My blog describing it is pretty sparse, sorry about that. Happy to answer any questions that folks have about the architecture.
Not that it was necessary, but I got really into building this out as a single process that could handle many (10k+/sec) moves for thousands of concurrent clients. I learned a whole lot! And I found golang to be a really good fit for this, since you mostly want to give tons and tons of threads concurrent access to a little bit of shared memory.
The dependency graph is between pieces you’re interacting with? Meaning if you move a queen and are trying to capture a pawn, and there’s potentially a rook that can capture your queen, those 3 are involved in that calculation, and if you moved your queen but the rook also captures your queen at the same time one of them wins? How do you determine that?
(edit: I realized I didn't answer your question. If we receive a captured for a piece we're optimistically tracking that always takes precedence, since once a piece is captured it can't move anymore!)
* clients send a token with each move
* they either receive a cancel or accept for each token, depending on if the move is valid. If they receive an accept, it comes with the sequence number of the move (everything has a seqnum) and the ID of the piece they captured, if applicable
* clients receive batches of captures and moves. if a move captured a piece, it's guaranteed that that capture shows up in the same batch as the move
So when you make a move we: * Write down all impacted squares for the move (2 most of the time, 4 if you castle)

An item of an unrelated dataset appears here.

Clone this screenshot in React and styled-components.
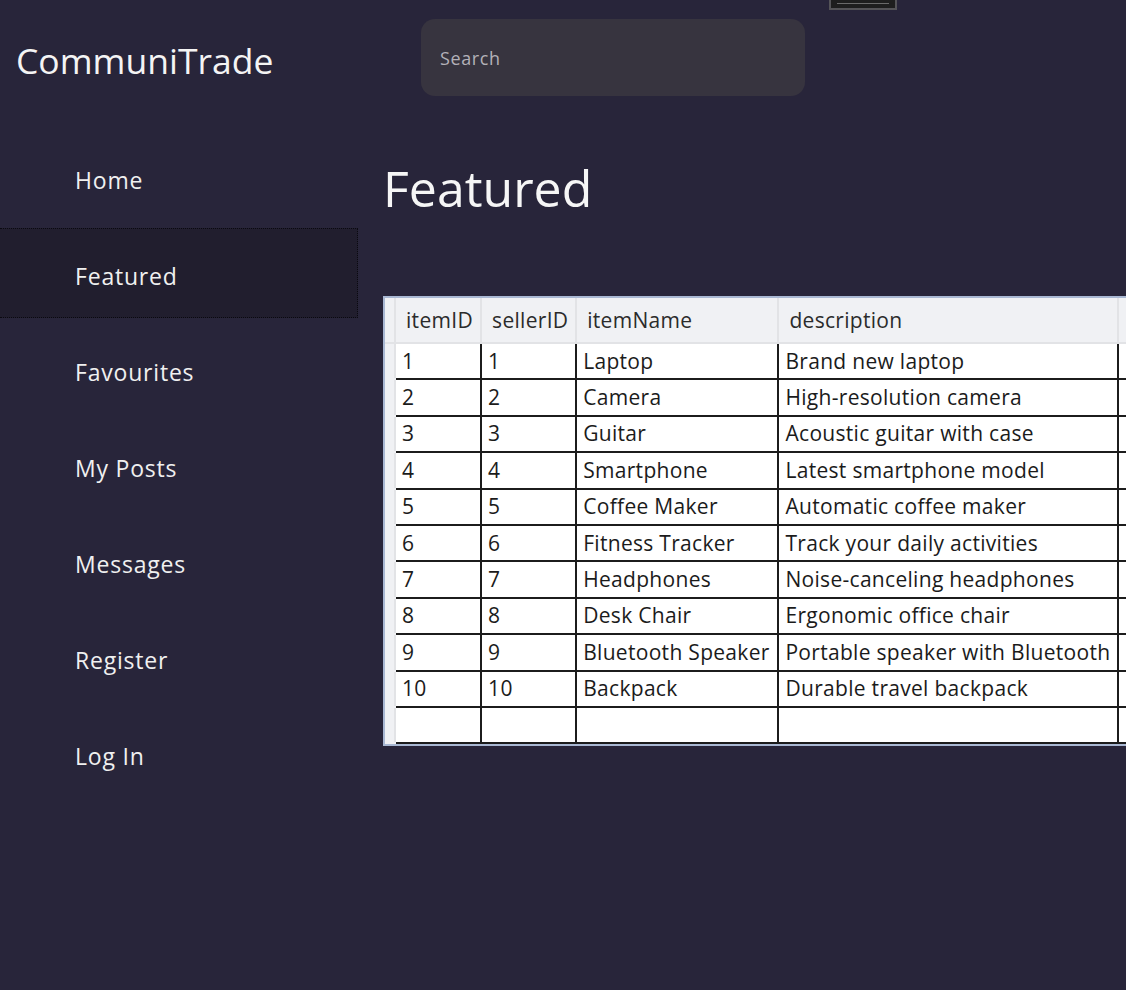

* Write down its move token
* If you moved a piece that is already tracked optimistically from a prior not-yet-acked-or-canceled move, we note that dependency as well
We maintain this state separate from our ground truth from the server and overlay it on top.When we receive a new move, we compare it with our optimistic state. If the move occupies the same square as a piece that we've optimistically moved, we ask "is it possible that we inadvertently captured this piece?" That requires that the piece is of the opposite color and that we made a move that could have captured a piece (for example, if you moved a pawn up that is not a valid capturing move).
If there's a conflict - if you moved a piece to a square that is now occupied by a piece of the same color, for example - we back out your optimistically applied move. We then look for any moves that depended on it - moves that touch the same squares or share the same move token (because you optimistically moved a piece twice before receiving a response).
So concretely, imagine you have this state:
_ _ _ _
K B _ R
You move the bishop out of the way, and then you castle _ _ B _
_ R K _
Then a piece of the same color moves to where your bishop was! We notice that, revert the bishop move, notice that it used the same square as your castle, and revert that too.There's some more bookkeeping here. For example, we also have to track the IDs of the pieces that you moved (if you move a bishop and then we receive another move for the same bishop, that move takes precedence).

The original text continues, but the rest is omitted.